Increased running speed correlates with increased theta power. A, Population data from 74 LFPs recorded on Y-shaped tracks showing the effect of running speed on LFP frequencies between 6 and 30 Hz. Theta power (6–12 Hz) increases at faster running speeds, whereas power at 13–30 Hz decreases. B, Theta frequencies (6–12 Hz) are significantly positively correlated with running speed, whereas frequencies between 18 and 30 Hz are significantly negatively correlated with speed.

Figure 7.

Increased running speed is accompanied by LFP–LFP coherence at higher gamma frequencies. A, Coherence between two hippocampal electrodes provides a measure of the synchrony across the long axis of the hippocampus. Here the coherence between two electrodes in CA1, positioned 0.7 mm apart, is shown at different speeds. Black indicates slow speeds, red indicates faster speeds. The coherence curves shift to higher gamma frequencies as a function of speed. B, The same data as in A, with color-coded coherence. The shift to higher frequencies in the gamma range (30–120 Hz) as a function of increasing speed is clearly visible. C, The running speed of the rat is plotted against the maximally coherent frequency at each speed. These data are from the same LFPs shown in A and B. The most-coherent frequency robustly increases as a function of running speed (r = 0.95, p < 0.001), showing that the frequency of network oscillations shifts to higher frequencies synchronously across the hippocampus at faster speeds.
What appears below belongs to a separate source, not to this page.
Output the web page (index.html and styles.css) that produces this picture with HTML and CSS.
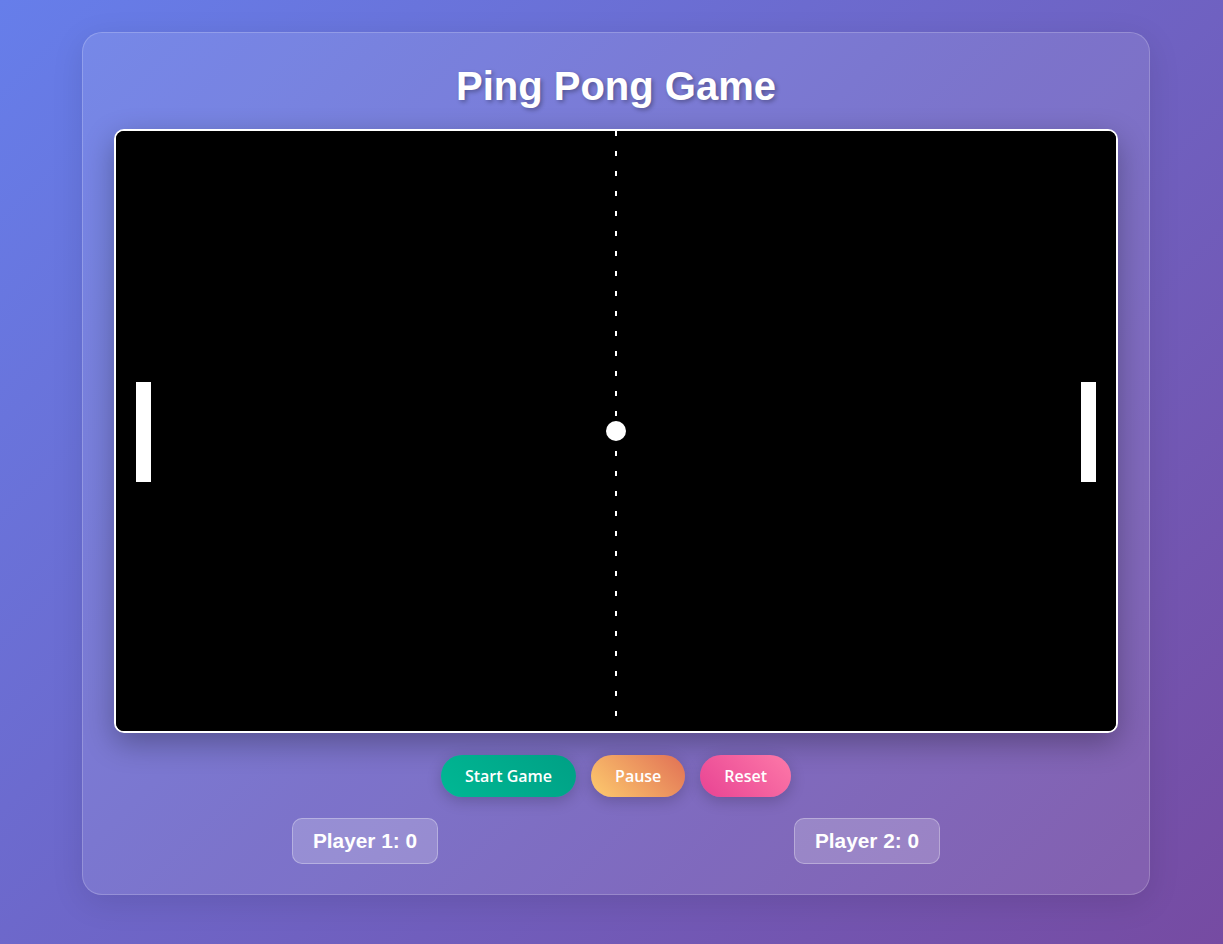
FILE: index.html
```html
<!DOCTYPE html>
<html lang="en">
<head>
<meta charset="utf-8">
<title>Ping Pong Game</title>
<link rel="stylesheet" href="styles.css">
</head>
<body>
<div class="game-container">
  <h1 class="title">Ping Pong Game</h1>
  <div class="board">
    <svg class="court" width="1000" height="600" viewBox="0 0 1000 600">
      <rect x="0" y="0" width="1000" height="600" fill="#000"/>
      <line x1="500" y1="0" x2="500" y2="600" stroke="#fff" stroke-width="2" stroke-dasharray="5 15"/>
      <rect x="20" y="251" width="15" height="100" fill="#fff"/>
      <rect x="965" y="251" width="15" height="100" fill="#fff"/>
      <circle cx="500" cy="300" r="10" fill="#fff"/>
    </svg>
  </div>
  <div class="controls">
    <button class="btn btn-start">Start Game</button>
    <button class="btn btn-pause">Pause</button>
    <button class="btn btn-reset">Reset</button>
  </div>
  <div class="scores">
    <div class="score">Player 1: 0</div>
    <div class="score">Player 2: 0</div>
  </div>
</div>
</body>
</html>
```
FILE: styles.css
```css
html, body {
  margin: 0;
  height: 100%;
}
body {
  background: linear-gradient(135deg, #667eea 0%, #764ba2 100%);
  font-family: "Liberation Sans", Arial, sans-serif;
  display: flex;
  justify-content: center;
  align-items: flex-start;
  padding: 32px 0 0 9px;
  box-sizing: border-box;
}
.game-container {
  width: 1068px;
  box-sizing: border-box;
  padding: 30px 31px;
  background: rgba(255, 255, 255, 0.1);
  border: 1px solid rgba(255, 255, 255, 0.2);
  border-radius: 20px;
  box-shadow: 0 8px 32px rgba(0, 0, 0, 0.1);
  display: flex;
  flex-direction: column;
  align-items: stretch;
}
.title {
  margin: 0 0 20px;
  font-size: 40px;
  font-weight: 700;
  line-height: 46px;
  color: #fff;
  text-align: center;
  text-shadow: 2px 2px 4px rgba(0, 0, 0, 0.3);
}
.board {
  border: 2px solid #fff;
  border-radius: 10px;
  overflow: hidden;
  background: #000;
  height: 600px;
  box-shadow: 0 10px 30px rgba(0, 0, 0, 0.3);
}
.court {
  display: block;
}
.controls {
  margin-top: 22px;
  display: flex;
  justify-content: center;
  gap: 15px;
}
.btn {
  border: none;
  border-radius: 25px;
  padding: 12px 24px;
  font-family: "Open Sans", "Noto Sans", sans-serif;
  font-size: 16px;
  font-weight: 600;
  line-height: 18px;
  color: #fff;
  cursor: pointer;
  box-shadow: 0 4px 15px rgba(0, 0, 0, 0.2);
}
.btn-start {
  background: linear-gradient(45deg, #00b894, #00a085);
}
.btn-pause {
  background: linear-gradient(45deg, #fdcb6e, #e17055);
}
.btn-reset {
  background: linear-gradient(45deg, #e84393, #fd79a8);
}
.scores {
  margin-top: 21px;
  display: flex;
  justify-content: space-around;
}
.score {
  padding: 10px 20px;
  font-size: 20.8px;
  font-weight: 700;
  line-height: 24px;
  color: #fff;
  background: rgba(255, 255, 255, 0.2);
  border: 1px solid rgba(255, 255, 255, 0.3);
  border-radius: 10px;
}
```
D, The LFP–LFP coherence (same data as A–C) at each frequency band was independently correlated with running speed. Significant negative correlations (black, p < 0.001, Bonferroni-adjusted) were seen for lower frequencies. These correlations became progressively less negative with increasing frequency, transitioning to significant positive correlations ∼70 Hz (red, p < 0.001). Thus coherence and power show very similar relationships to running speed. E, Another example from the same session showing an electrode pair separated by 0.3 mm. Note the higher coherences in this case, but identical shifts to higher frequencies at higher speeds. Color coded as described in A. F, Correlations for the pair shown in E. Color coded as described in D. G, Same as C, but for the entire population data. H, Same as D and F, but for the entire population data.

Figure 8.

Firing rates of individual interneurons correlate with the gamma frequency of hippocampal LFP. Data from two interneurons, recorded simultaneously on the same tetrode as the rat ran on a y-shaped track. A, C, E, Interneuron 1, which had a mean firing rate of 33 Hz. B, D, F, Interneuron 2, which had a mean firing rate of 69 Hz. A, B, Both interneurons increase their firing rate as a function of increasing speed. Insets, The narrow extracellular spike shapes are indicative of putative fast-spiking interneurons. C, D, As the normalized (Z-scored) rate of each interneuron increases, there is a shift to higher LFP frequencies. The interneuron and LFP were recorded simultaneously on different hippocampal electrodes. Note that this shift is independent of the absolute firing rates of the two interneurons, and instead depends on the firing rate of each interneuron relative to its mean rate. E, F, Lower LFP frequencies are negatively correlated with each interneuron's Z-scored firing rate, whereas higher frequencies are positively correlated. Thus the normalized rate of interneuron firing is predictive of the shift in LFP frequencies across the gamma-band.

Figure 9.

Firing rates of individual interneurons and multiunit activity correlate with the frequency of hippocampal LFP—population averages. A, As the mean Z-scored firing rate of the population of interneurons increases, the frequency of CA1 gamma oscillations also increases. B, Lower gamma frequencies are more likely at lower interneuron firing rates, whereas higher gamma frequencies are more likely at higher interneuron firing rates. C, D, Similar to A and B, but for multiple single unit activity of pyramidal cells. E, F, Similar to A and B, but for all multiunit activity.